Lake Powell, AZ Sunset

Saturday, October 30, 2010

Changes in Attitude, Changes in Latitude ...

The Magic Bus
It's funny how the Universe, Great Spirit, God, whatever you may choose to call that Higher Power, throws interesting curve balls at us. The old saw of "You makes your plans and then life intervenes" really is true. There were a lot of years where I (Quietly, under my breath, most of the time.) kicked and screamed at those curve balls. I've outgrown that tendency, for the most part. I've come to realize that everything works out for the best. Sometimes you just have to be patient and open-minded enough to see it.

Two years ago we decided to buy "The Magic" bus so we could take our "girls" along on weekend fishing trips. The girls being a 40 lb. Blue Heeler and a 95 lb. Ridgeback/Mastiff cross. Babysitters are just as much of a problem for four legged kids as they are for the two legged kind! And besides, we felt guilty leaving them home while we were enjoying the outdoors.

We were working for this goof of a person and apparently she got it into her head we were going to quit and go RVing. Hmmm ... not a bad idea, eh?! So anyway, she apparently decided to beat us to the draw and fired us!

The look on her face when I smiled and said, "Thanks!" was wonderful. I guess she expected tears, begging, whatever. When she asked what we were going to do now, off the top of my head I said, "Retire and go full-time RVing!" When I told Terry, he thought it wasn't a bad idea, BUT ... working for peanuts one can not afford the luxury of retirement. Instead, we moved our base to Page, on the shores of Lake Powell in northern Arizona, and worked, boondocked and enjoyed the cooler weather and lack of crazy people as employers. TJ worked for the Navajo Power Plant during the winters and they are normal people. At least they pay a living wage!

It's been a pretty great two years, all in all. We loved the freedom, the quiet (since we boondocked in the desert of northern Arizona or the mountains of Colorado most of the time). We got to spend time alone and with our son whom we haven't had much time with since he was a teenager. We met a lot of interesting people. We've seen a goodly portion of the USA. Got some great photos. Had quite a few adventures, both excellent and not so excellent. Time well spent.

We said that this was the life and we'd never go back to living in a house.

Well, let me tell you friends ... never say never!!! It will come back to bite you in the butt at least 99% of the time!

Terry's gotten tired of not having a shop to do stuff in. It is pretty cramped when you try to be creative in an RV! As much as we love one another, the lack of personal space got a bit tiresome after a while. Unless you're independently wealthy or are lucky enough to have a really good retirement nest-egg, you have to learn to live frugally. That part wasn't a problem. We're pretty much "non-attachment" kind of people where "stuff" is concerned.

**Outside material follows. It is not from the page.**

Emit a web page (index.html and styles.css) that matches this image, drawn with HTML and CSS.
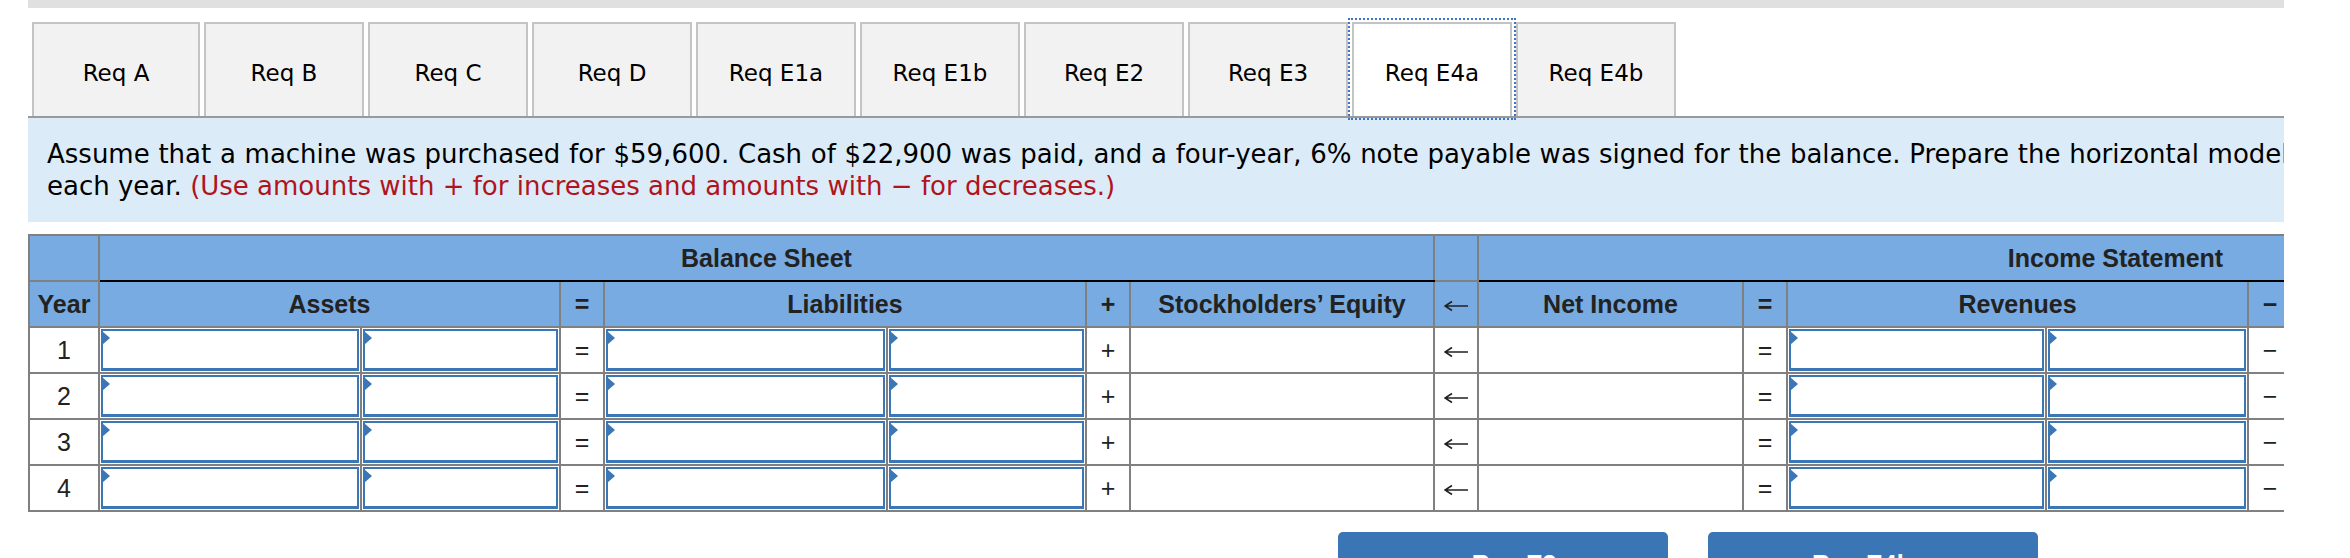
FILE: index.html
```html
<!DOCTYPE html>
<html>
<head>
<meta charset="utf-8">
<link rel="stylesheet" href="styles.css">
</head>
<body>
<div class="page">
  <div class="topbar"></div>
  <div class="tabs">
    <div class="tab first">Req A</div>
    <div class="tab">Req B</div>
    <div class="tab">Req C</div>
    <div class="tab">Req D</div>
    <div class="tab">Req E1a</div>
    <div class="tab">Req E1b</div>
    <div class="tab">Req E2</div>
    <div class="tab">Req E3</div>
    <div class="tab active">Req E4a</div>
    <div class="tab">Req E4b</div>
  </div>
  <div class="prompt">
    <p class="line">Assume that a machine was purchased for $59,600. Cash of $22,900 was paid, and a four-year, 6% note payable was signed for the balance. Prepare the horizontal model for</p>
    <p class="line">each year. <span class="hint">(Use amounts with + for increases and amounts with &minus; for decreases.)</span></p>
  </div>
  <table class="grid">
    <colgroup>
      <col class="c-year">
      <col class="c-a1"><col class="c-a2">
      <col class="c-op">
      <col class="c-l1"><col class="c-a2">
      <col class="c-op">
      <col class="c-se">
      <col class="c-op">
      <col class="c-ni">
      <col class="c-op">
      <col class="c-r1"><col class="c-r2">
      <col class="c-op">
      <col class="c-r1"><col class="c-r2">
    </colgroup>
    <thead>
      <tr>
        <th class="hd"></th>
        <th class="hd group" colspan="7">Balance Sheet</th>
        <th class="hd"></th>
        <th class="hd group" colspan="7">Income Statement</th>
      </tr>
      <tr>
        <th class="hd">Year</th>
        <th class="hd" colspan="2">Assets</th>
        <th class="hd">=</th>
        <th class="hd" colspan="2">Liabilities</th>
        <th class="hd">+</th>
        <th class="hd">Stockholders’ Equity</th>
        <th class="hd"><svg class="arr" viewBox="0 0 24 12" aria-label="←"><path d="M1 6H24M8 1.5L1 6L8 10.5"/></svg></th>
        <th class="hd">Net Income</th>
        <th class="hd">=</th>
        <th class="hd" colspan="2">Revenues</th>
        <th class="hd">&minus;</th>
        <th class="hd" colspan="2">Expenses</th>
      </tr>
    </thead>
    <tbody>
      <tr>
        <td class="num">1</td>
        <td class="in"><div class="box"></div></td><td class="in"><div class="box"></div></td>
        <td class="op">=</td>
        <td class="in"><div class="box"></div></td><td class="in"><div class="box"></div></td>
        <td class="op">+</td>
        <td></td>
        <td class="op"><svg class="arr" viewBox="0 0 24 12" aria-label="←"><path d="M1 6H24M8 1.5L1 6L8 10.5"/></svg></td>
        <td></td>
        <td class="op">=</td>
        <td class="in"><div class="box"></div></td><td class="in"><div class="box"></div></td>
        <td class="op">&minus;</td>
        <td class="in"><div class="box"></div></td><td class="in"><div class="box"></div></td>
      </tr>
      <tr>
        <td class="num">2</td>
        <td class="in"><div class="box"></div></td><td class="in"><div class="box"></div></td>
        <td class="op">=</td>
        <td class="in"><div class="box"></div></td><td class="in"><div class="box"></div></td>
        <td class="op">+</td>
        <td></td>
        <td class="op"><svg class="arr" viewBox="0 0 24 12" aria-label="←"><path d="M1 6H24M8 1.5L1 6L8 10.5"/></svg></td>
        <td></td>
        <td class="op">=</td>
        <td class="in"><div class="box"></div></td><td class="in"><div class="box"></div></td>
        <td class="op">&minus;</td>
        <td class="in"><div class="box"></div></td><td class="in"><div class="box"></div></td>
      </tr>
      <tr>
        <td class="num">3</td>
        <td class="in"><div class="box"></div></td><td class="in"><div class="box"></div></td>
        <td class="op">=</td>
        <td class="in"><div class="box"></div></td><td class="in"><div class="box"></div></td>
        <td class="op">+</td>
        <td></td>
        <td class="op"><svg class="arr" viewBox="0 0 24 12" aria-label="←"><path d="M1 6H24M8 1.5L1 6L8 10.5"/></svg></td>
        <td></td>
        <td class="op">=</td>
        <td class="in"><div class="box"></div></td><td class="in"><div class="box"></div></td>
        <td class="op">&minus;</td>
        <td class="in"><div class="box"></div></td><td class="in"><div class="box"></div></td>
      </tr>
      <tr>
        <td class="num">4</td>
        <td class="in"><div class="box"></div></td><td class="in"><div class="box"></div></td>
        <td class="op">=</td>
        <td class="in"><div class="box"></div></td><td class="in"><div class="box"></div></td>
        <td class="op">+</td>
        <td></td>
        <td class="op"><svg class="arr" viewBox="0 0 24 12" aria-label="←"><path d="M1 6H24M8 1.5L1 6L8 10.5"/></svg></td>
        <td></td>
        <td class="op">=</td>
        <td class="in"><div class="box"></div></td><td class="in"><div class="box"></div></td>
        <td class="op">&minus;</td>
        <td class="in"><div class="box"></div></td><td class="in"><div class="box"></div></td>
      </tr>
    </tbody>
  </table>
  <div class="nav">
    <button class="btn">&lsaquo;&nbsp; Req E3</button>
    <button class="btn">Req E4b &nbsp;&rsaquo;</button>
  </div>
</div>
</body>
</html>
```

FILE: styles.css
```css
html, body {
  margin: 0;
  padding: 0;
  background: #ffffff;
}

.page {
  width: 2256px;
  margin-left: 28px;
  overflow: hidden;
  height: 558px;
}

.topbar {
  height: 8px;
  background: #e0e0e0;
}

.tabs {
  display: flex;
  gap: 4px;
  padding: 14px 0 0 4px;
  border-bottom: 2px solid #9a9a9a;
}

.tab {
  box-sizing: border-box;
  width: 160px;
  height: 94px;
  border: 2px solid #c4c4c4;
  border-bottom: none;
  background: #f2f2f2;
  display: flex;
  align-items: center;
  justify-content: center;
  padding-top: 6px;
  font-family: "DejaVu Sans", Verdana, sans-serif;
  font-size: 23px;
  color: #000;
}

.tab.first {
  width: 168px;
}

.tab.active {
  background: #ffffff;
  outline: 2px dotted #3a74c2;
  outline-offset: 2px;
}

.prompt {
  background: #dbecf8;
  padding: 20px 0 20px 19px;
  overflow: hidden;
  white-space: nowrap;
  font-family: "DejaVu Sans", Verdana, sans-serif;
  font-size: 26px;
  line-height: 32px;
  color: #000;
}

.line {
  margin: 0;
}

.line:first-child {
  word-spacing: 0.45px;
}

.hint {
  color: #b0141d;
}

.grid {
  margin-top: 12px;
  border-collapse: collapse;
  table-layout: fixed;
  width: 2722px;
  font-family: "Liberation Sans", Arial, Helvetica, sans-serif;
  font-size: 25px;
  color: #222;
}

.c-year { width: 70px; }
.c-a1 { width: 262px; }
.c-a2 { width: 199px; }
.c-op { width: 44px; }
.c-l1 { width: 283px; }
.c-se { width: 304px; }
.c-ni { width: 265px; }
.c-r1 { width: 259px; }
.c-r2 { width: 202px; }

.grid th,
.grid td {
  border: 2px solid #808080;
  height: 44px;
  padding: 0;
  text-align: center;
  vertical-align: middle;
}

.grid th {
  background: #77abe1;
  font-weight: bold;
}

.grid th.group {
  border-bottom: 2px solid #000;
}

.grid td {
  background: #fff;
}

.grid td.in {
  height: 42px;
  padding: 1px;
}

.arr {
  display: block;
  width: 24px;
  height: 12px;
  margin: 4px auto 0;
  fill: none;
  stroke: #222;
  stroke-width: 1.6;
}

.box {
  position: relative;
  box-sizing: border-box;
  height: 42px;
  border: 2px solid #3b76b6;
  border-bottom-width: 3px;
  background: #fff;
}

.box::before {
  content: "";
  position: absolute;
  left: -1px;
  top: 0;
  border-left: 8px solid #3b76b6;
  border-top: 7px solid transparent;
  border-bottom: 7px solid transparent;
}

.nav {
  display: flex;
  gap: 40px;
  padding-left: 1310px;
  margin-top: 20px;
}

.btn {
  width: 330px;
  height: 70px;
  padding: 0 0 6px;
  border: 0;
  border-radius: 5px;
  background: #3a76b6;
  color: #fff;
  font-family: "Liberation Sans", Arial, sans-serif;
  font-size: 25px;
  font-weight: bold;
}
```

But it was time for a change. So now we're back in a four-walled house with private bedrooms and a shop for Himself. We're contemplating bidding good-bye to the Magic Bus. I look at her and I have so many good memories that I feel sad thinking of letting her go to someone else.

On the other hand, I look at her and I think how lucky someone else will be to have her and be able to live free, explore their world and themselves. Mixed emotions. Over a piece of machinery. Maybe I'm not as unattached as I think I am, eh?